So the cardiovascular system communicates with the renal system, which communicates with the muscular system. And all of these are controlled by the central and sympathetic nervous systems, which also must communicate with each other.

This workout of the body’s communication system is part of the deeper value of exercise. Remember: the more sedentary we are, the less efficient our bodies become in responding to stress.

So now you know why, what are you going to do?

You’re half-convinced, but the treadmill is still boring and the dogs chase you when you jog down the road. How do you take the next step?

Philip Rabinowitz of S. Africa, age 102, the fastest 100-year-old to ever run the 100 meters (30.86 seconds).

Here’s how to start:

  • Embrace the idea. Fully understand that regular exercise (six workouts a week, a mixture of aerobic, strength-building and flexibility)  is much better for you and your performance than the alternative.  Remember, if you and another person are identical in potential, the one who exercises will be the one who achieves more.
  • Acknowledge your resistance. It’s very hard to start an exercise program from scratch. It needs lots of personal drive and external support. Admit that it’s hard but that you want to do it anyway. And start small. When I started jogging it took me longer to “run” a mile than to walk it. But it gave me plenty of time to enjoy being outside, increasing my awareness and – bliss! – allowing my thoughts to travel where they will.
  • Pick a larger goal than exercising just to be fit. Few of us can crank out the miles on an exercise bike just so’s we can be back doing the same thing tomorrow. So we need to look beyond the task to a larger reward. Pick a sport and decide to compete at your age level. Or surrender to the joy of dance and seek to excel. By participating you expand your social group – and thus develop your intellectual and emotional domains – as well as developing your body.
  • Pick something impossibly hard. You’re gifted so you simply must challenge yourself. Don’t allow your rational self to convince you it (whatever it is) can’t be done. If it’s truly beyond you, find out by failing at it rather than by predicting failure from the comfort of your favorite web-surfing armchair. Select your exercise activity for its complexity and limitless scope for improvement.
  • Blow  notions of age and physical limitation out of the window. We’re not all going to emulate Philip Rabinowitz (see picture above) but we can certainly set our own anti-aging records.

Don’t confuse exercise with pastime

Many of us claim not to have time for exercise but spend hours each day on what I would term pastimes. There’s nothing wrong with pastimes, from reading to croquet, but they’re not going to deliver the same benefits as a planned exercise program.
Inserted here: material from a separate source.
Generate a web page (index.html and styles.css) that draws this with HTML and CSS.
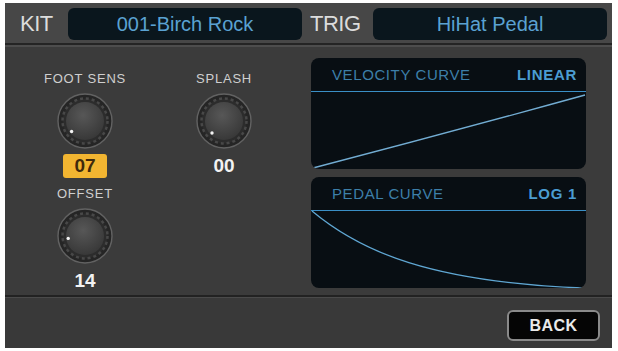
FILE: index.html
```html
<!DOCTYPE html>
<html>
<head>
    <meta charset="utf-8">
    <title>Trigger Settings</title>
    <link rel="stylesheet" href="styles.css">
</head>
<body>
<div class="screen">
    <div class="topbar">
        <span class="tag tag-kit">KIT</span>
        <div class="field">001-Birch Rock</div>
        <span class="tag tag-trig">TRIG</span>
        <div class="field">HiHat Pedal</div>
    </div>

    <div class="main">
        <div class="knobs">
            <div class="knob-cell">
                <div class="knob-label">FOOT SENS</div>
                <svg class="knob" width="56" height="56" viewBox="0 0 56 56">
                    <defs>
                        <radialGradient id="cap" cx="45%" cy="35%" r="70%">
                            <stop offset="0" stop-color="#575757"/>
                            <stop offset="1" stop-color="#363636"/>
                        </radialGradient>
                    </defs>
                    <circle cx="28" cy="28" r="27" fill="#252525" stroke="#626262" stroke-width="1.4"/>
                    <circle cx="28" cy="28" r="22.5" fill="#2c2c2c" stroke="#484848" stroke-width="2.5" stroke-dasharray="3 2.9"/>
                    <circle cx="28" cy="28" r="19" fill="url(#cap)"/>
                    <circle cx="14.6" cy="38.5" r="1.7" fill="#f4f4f4"/>
                </svg>
                <div class="value badge">07</div>
            </div>
            <div class="knob-cell">
                <div class="knob-label">SPLASH</div>
                <svg class="knob" width="56" height="56" viewBox="0 0 56 56">
                    <circle cx="28" cy="28" r="27" fill="#252525" stroke="#626262" stroke-width="1.4"/>
                    <circle cx="28" cy="28" r="22.5" fill="#2c2c2c" stroke="#484848" stroke-width="2.5" stroke-dasharray="3 2.9"/>
                    <circle cx="28" cy="28" r="19" fill="url(#cap)"/>
                    <circle cx="16" cy="40" r="1.7" fill="#f4f4f4"/>
                </svg>
                <div class="value">00</div>
            </div>
            <div class="knob-cell">
                <div class="knob-label">OFFSET</div>
                <svg class="knob" width="56" height="56" viewBox="0 0 56 56">
                    <circle cx="28" cy="28" r="27" fill="#252525" stroke="#626262" stroke-width="1.4"/>
                    <circle cx="28" cy="28" r="22.5" fill="#2c2c2c" stroke="#484848" stroke-width="2.5" stroke-dasharray="3 2.9"/>
                    <circle cx="28" cy="28" r="19" fill="url(#cap)"/>
                    <circle cx="11.2" cy="30.4" r="1.7" fill="#f4f4f4"/>
                </svg>
                <div class="value">14</div>
            </div>
        </div>

        <div class="curves">
            <div class="panel">
                <div class="panel-head">
                    <span class="panel-title">VELOCITY CURVE</span>
                    <span class="panel-mode">LINEAR</span>
                </div>
                <svg class="graph" width="275" height="77" viewBox="0 0 275 77">
                    <path d="M2,76 Q140,40 274,3" fill="none" stroke="#72acd2" stroke-width="1.3"/>
                </svg>
            </div>
            <div class="panel">
                <div class="panel-head">
                    <span class="panel-title">PEDAL CURVE</span>
                    <span class="panel-mode">LOG 1</span>
                </div>
                <svg class="graph" width="275" height="78" viewBox="0 0 275 78">
                    <path d="M1,0 C50,41 120,71 272,77" fill="none" stroke="#5fa6d2" stroke-width="1.3"/>
                </svg>
            </div>
        </div>
    </div>

    <div class="bottombar">
        <button class="back">BACK</button>
    </div>
</div>
</body>
</html>
```

FILE: styles.css
```css
body {
    margin: 0;
    background: #fff;
    font-family: "Liberation Sans", Arial, sans-serif;
}

.screen {
    width: 607px;
    height: 345px;
    margin: 3px 0 0 5px;
    background: #3c3c3c;
    display: flex;
    flex-direction: column;
}

/* top bar */
.topbar {
    height: 38px;
    padding-top: 2px;
    display: flex;
    align-items: center;
    background: #474747;
    border-bottom: 2px solid #242424;
}

.tag {
    color: #dcdcdc;
    font-size: 22px;
    letter-spacing: -0.5px;
}

.tag-kit {
    width: 48px;
    padding-left: 15px;
    box-sizing: content-box;
}

.tag-trig {
    width: 63px;
    padding-left: 8px;
}

.field {
    width: 234px;
    height: 32px;
    line-height: 32px;
    border-radius: 6px;
    background: #0a161d;
    color: #5aa2d2;
    font-size: 20px;
    text-align: center;
}

/* main area */
.main {
    height: 248px;
    display: flex;
    justify-content: space-between;
    border-top: 2px solid #4d4d4d;
    border-bottom: 2px solid #222;
    background: #3b3b3b;
}

.knobs {
    margin: 25px 0 0 40px;
    display: grid;
    grid-template-columns: 80px 80px;
    column-gap: 59px;
    row-gap: 9px;
    align-content: start;
}

.knob-cell {
    display: flex;
    flex-direction: column;
    align-items: center;
}

.knob-label {
    color: #cfcfcf;
    font-size: 13px;
    line-height: 14px;
    letter-spacing: 0.8px;
    white-space: nowrap;
}

.knob {
    display: block;
    margin-top: 7px;
}

.value {
    margin-top: 5px;
    height: 24px;
    line-height: 24px;
    color: #f2f2f2;
    font-size: 19px;
    font-weight: bold;
}

.badge {
    width: 44px;
    border-radius: 3px;
    background: #f2b531;
    color: #3f2a0c;
    text-align: center;
}

.curves {
    margin: 11px 26px 0 0;
    display: flex;
    flex-direction: column;
    gap: 8px;
}

.panel {
    width: 275px;
    height: 111px;
    border-radius: 8px;
    background: #080e13;
    overflow: hidden;
}

.panel-head {
    height: 33px;
    display: flex;
    align-items: center;
    justify-content: space-between;
    padding: 0 9px 0 21px;
    border-bottom: 1.5px solid #3a8fc6;
}

.panel-title {
    color: #3d7fa9;
    font-size: 15px;
    letter-spacing: 0.6px;
}

.panel-mode {
    color: #4b9dd2;
    font-size: 15px;
    font-weight: bold;
    letter-spacing: 0.7px;
}

.graph {
    display: block;
}

/* bottom bar */
.bottombar {
    flex: 1;
    display: flex;
    justify-content: flex-end;
    align-items: flex-start;
    padding: 12px 12px 0 0;
    border-top: 1px solid #4a4a4a;
    background: #393939;
}

.back {
    width: 93px;
    height: 31px;
    border: 2px solid #8a8a8a;
    border-radius: 6px;
    background: #050505;
    color: #eaeaea;
    font-family: "Liberation Sans", Arial, sans-serif;
    font-size: 16px;
    font-weight: bold;
    letter-spacing: 0.5px;
}
```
Some activities occupy a grey area in the exercise/pastime continuum.

  • Sailing can be hectic or distinctly sedate depending on the boat and the wind.  Either way, it gets pastime status because it’s too dependent on external factors to deliver reliable benefits.
  • Dancing can be similarly split. An hour of samba would exhaust most of us while 60 minutes of a slow waltz taxes only one’s tolerance for intimacy.
  • Golf qualifies as a pastime because it does nothing to sustain a raised heart rate.
  • Downhill skiing takes place in too-short bursts to be exercise, but its enjoyment depends on fitness so it could be used as the larger goal in an exercise program.
  • Some of the minor sports such as rowing, rock-climbing and martial arts are multi-faceted in their challenges and ideal for the independently-minded, autonomous, gifted individual.
  • Team sports can challenge the gifted maverick in a different way, especially if they call for coordinated efforts. However, they will provide motivational support and teach healthy dependency.

Que, moi?

What do I do? I scull.

Christopher Coulson sculls his single in a race

"Puff! This is hard. Whew! This is hard. Aargh! This is hard.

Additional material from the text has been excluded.